Toward accurate RUL and SOH estimation using reinforced graph-based PINNs enhanced with dynamic weights

TL;DR

This paper introduces RGPD, a novel physics-informed neural network framework that combines graph-based learning, attention mechanisms, and reinforcement learning to improve RUL and SOH estimation accuracy in industrial systems.

Contribution

It presents a new integrated approach that dynamically weights physics constraints and captures spatio-temporal dependencies for more accurate prognostics.

Findings

Outperforms state-of-the-art models in RUL and SOH estimation.

Demonstrates robustness across diverse industrial datasets.

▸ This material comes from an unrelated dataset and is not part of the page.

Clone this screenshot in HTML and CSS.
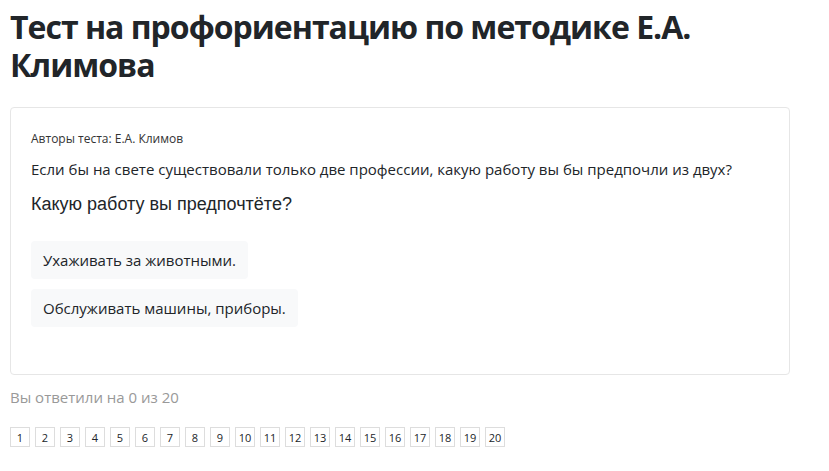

Reduces manual tuning through reinforcement learning-based dynamic weighting.

Abstract

Accurate estimation of Remaining Useful Life (RUL) and State of Health (SOH) is essential for Prognostics and Health Management (PHM) across a wide range of industrial applications. We propose a novel framework -- Reinforced Graph-Based Physics-Informed Neural Networks Enhanced with Dynamic Weights (RGPD) -- that combines physics-based supervision with advanced spatio-temporal learning. Graph Convolutional Recurrent Networks (GCRNs) embed graph-convolutional filters within recurrent units to capture how node representations evolve over time. Graph Attention Convolution (GATConv) leverages a self-attention mechanism to compute learnable, edge-wise attention coefficients, dynamically weighting neighbor contributions for adaptive spatial aggregation. A Soft Actor-Critic (SAC) module is positioned between the Temporal Attention Unit (TAU) and GCRN to further improve the spatio-temporal learning. This module improves attention and prediction accuracy by dynamically scaling hidden representations to minimize noise and highlight informative features. To identify the most relevant physical constraints in each area, Q-learning agents dynamically assign weights to physics-informed loss terms, improving generalization across real-time industrial systems and reducing the need for manual tuning. In both RUL and SOH estimation tasks, the proposed method consistently outperforms state-of-the-art models, demonstrating strong robustness and predictive accuracy across varied degradation patterns across three diverse industrial benchmark datasets.